Process-Driven Autoformalization in Lean 4

This paper introduces the Process-Driven Autoformalization (PDA) framework, which leverages process-level feedback from the Lean 4 compiler to iteratively improve the autoformalization of natural language mathematics.

Read Paper →

Dataset

They introduce FormL4. They translate back MathLib 4 theorems/proofs to Natrual language and manually check their correctness. They did not check the correctness of NLP proofs.

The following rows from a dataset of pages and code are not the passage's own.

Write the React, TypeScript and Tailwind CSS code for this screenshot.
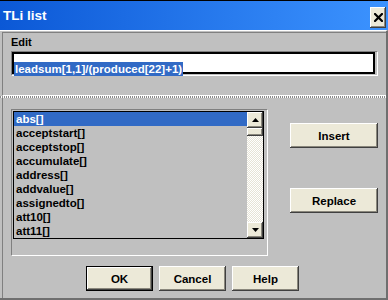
import React from "react";

const raised =
  "bg-[#ece9d8] shadow-[inset_-1px_-1px_#404040,inset_1px_1px_#ffffff,inset_-2px_-2px_#8a877c]";

function Btn({ label, w, def }: { label: string; w: string; def?: boolean }) {
  return (
    <div className={`${w} h-[25px] ${def ? "border border-black" : ""} flex`}>
      <div className={`flex-1 ${raised} flex items-center justify-center text-[11.5px] leading-[14px] text-black`}>
        {label}
      </div>
    </div>
  );
}

const items = [
  "abs[]",
  "acceptstart[]",
  "acceptstop[]",
  "accumulate[]",
  "address[]",
  "addvalue[]",
  "assignedto[]",
  "att10[]",
  "att11[]",
];

export default function App() {
  return (
    <div className="w-[388px] h-[300px] bg-[#c0c0c0] flex flex-col font-['Liberation_Sans',Arial,sans-serif] font-bold overflow-hidden">
      {/* Title bar */}
      <div className="h-[30px] shrink-0 border-t border-black bg-gradient-to-r from-[#0b58d6] to-[#3c93ff] flex items-center justify-between pl-[3px] pr-[2px]">
        <span className="text-white text-[13.5px] leading-[16px] mt-[1px]">TLi list</span>
        <div className={`w-[16px] h-[21px] mt-[3px] ${raised} flex items-center justify-center`}>
          <svg width="9" height="9" viewBox="0 0 9 9">
            <path d="M1 1 L8 8 M8 1 L1 8" stroke="#000" strokeWidth="2.2" strokeLinecap="square" />
          </svg>
        </div>
      </div>

      {/* Body */}
      <div className="flex-1 flex flex-col border-t border-t-white border-r-2 border-r-[#6f6f6f] border-b-2 border-b-[#6f6f6f]">
        {/* Edit panel */}
        <div className="ml-[2px] mt-[1px] h-[64px] shrink-0 border-t border-l border-[#808080] border-b border-b-white flex flex-col">
          <div className="pl-[8px] pt-[3px] text-[11px] leading-[13px] text-black">Edit</div>
          <div className="ml-[8px] mt-[2px] w-[367px] h-[25px] border-t border-l border-[#808080] border-b border-r border-b-white border-r-white">
            <div className="w-[363px] h-[22px] border-2 border-black bg-white pt-[2px]">
              <span className="inline-block bg-[#316ac5] text-white text-[11.5px] leading-[14px] px-[1px]">
                leadsum[1,1]/(produced[22]+1)
              </span>
            </div>
          </div>
        </div>

        {/* dotted separator */}
        <div className="h-[2px] shrink-0 bg-[repeating-linear-gradient(90deg,#8a8a8a_0_1px,#ffffff_1px_2px)]" />

        {/* Lower panel */}
        <div className="flex-1 ml-[2px] border-l border-[#808080] flex flex-col">
          <div className="flex">
            {/* list groupbox */}
            <div className="ml-[8px] mt-[11px] w-[257px] h-[147px] border-t border-l border-[#808080] border-b border-r border-b-white border-r-white">
              <div className="ml-[1px] mt-[1px] w-[251px] h-[128px] border border-black flex">
                <div className="w-[233px] flex flex-col">
                  {items.map((it, i) => (
                    <div
                      key={it}
                      className={`h-[14px] pl-[2px] text-[11.5px] leading-[14px] ${
                        i === 0 ? "bg-[#316ac5] text-white" : "text-black"
                      }`}
                    >
                      {it}
                    </div>
                  ))}
                </div>
                <div className="w-[16px] flex flex-col bg-[conic-gradient(#ffffff_25%,#e6e3d6_0_50%,#ffffff_0_75%,#e6e3d6_0)] bg-[length:2px_2px]">
                  <div className={`h-[16px] ${raised} flex items-center justify-center`}>
                    <svg width="7" height="4" viewBox="0 0 7 4">
                      <path d="M3.5 0 L7 4 L0 4 Z" fill="#000" />
                    </svg>
                  </div>
                  <div className={`h-[8px] ${raised}`} />
                  <div className="flex-1" />
                  <div className={`h-[16px] ${raised} flex items-center justify-center`}>
                    <svg width="7" height="4" viewBox="0 0 7 4">
                      <path d="M0 0 L7 0 L3.5 4 Z" fill="#000" />
                    </svg>
                  </div>
                </div>
              </div>
            </div>
            {/* right buttons */}
            <div className="ml-[22px] flex flex-col">
              <div className="mt-[25px]">
                <Btn label="Insert" w="w-[88px]" />
              </div>
              <div className="mt-[40px]">
                <Btn label="Replace" w="w-[88px]" />
              </div>
            </div>
          </div>

          {/* bottom buttons */}
          <div className="mt-[10px] ml-[83px] flex gap-[6px]">
            <Btn label="OK" w="w-[67px]" def />
            <Btn label="Cancel" w="w-[67px]" />
            <Btn label="Help" w="w-[67px]" />
          </div>
        </div>
      </div>
    </div>
  );
}
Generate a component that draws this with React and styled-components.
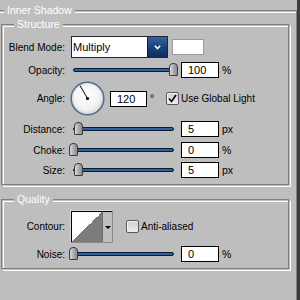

How they translate formals to informal?

Use Gemini-Pro-1.5 for translation. Filter out theorems that needs hard lemmas. The process is as follows:

  1. Translate the Statement: Convert the formal theorem statement into a natural-language math problem without mentioning any Lean 4 functions.
  2. Explain the Proof (Reasoning Buffer): Explain the meaning of each line/tactic in the formal proof based on the definitions of the lemmas used. This acts as a “scratchpad” or reasoning buffer for the model to understand the logic.
  3. Construct the Final Proof: Write a fluent, step-by-step mathematical proof in natural language, entirely independent of the formal syntax and without verbatim mentions of Lean 4 code.
  4. Manual check by Lean4 experts.

Training

They trained a model using their dataset.

Inference

The model is given theorem statement and proof in NL. Goal: translate statement and proof to Lean4.

  1. The system takes the prompt and generates multiple candidate formalizations. Each candidate includes both the formal Lean 4 theorem statement and the formal Lean 4 proof tactics using the fine-tuned Mistral-v0.3-7B model.
  2. Then they extract the Lean4 from output
  3. Instead of compiling all of candidates, the system evaluates the generated candidates to predict which one is most likely to compile successfullyusing Process-Supervised Verifier (PSV).
  4. The best candidate according to PSV is send to lean4 compiler; If pass they conculde the autoformalization is correct.

Validation/results

They take 60 random autoformalization samples and manually check the correctness. They find that 25% of the things that pass their system are still wrong.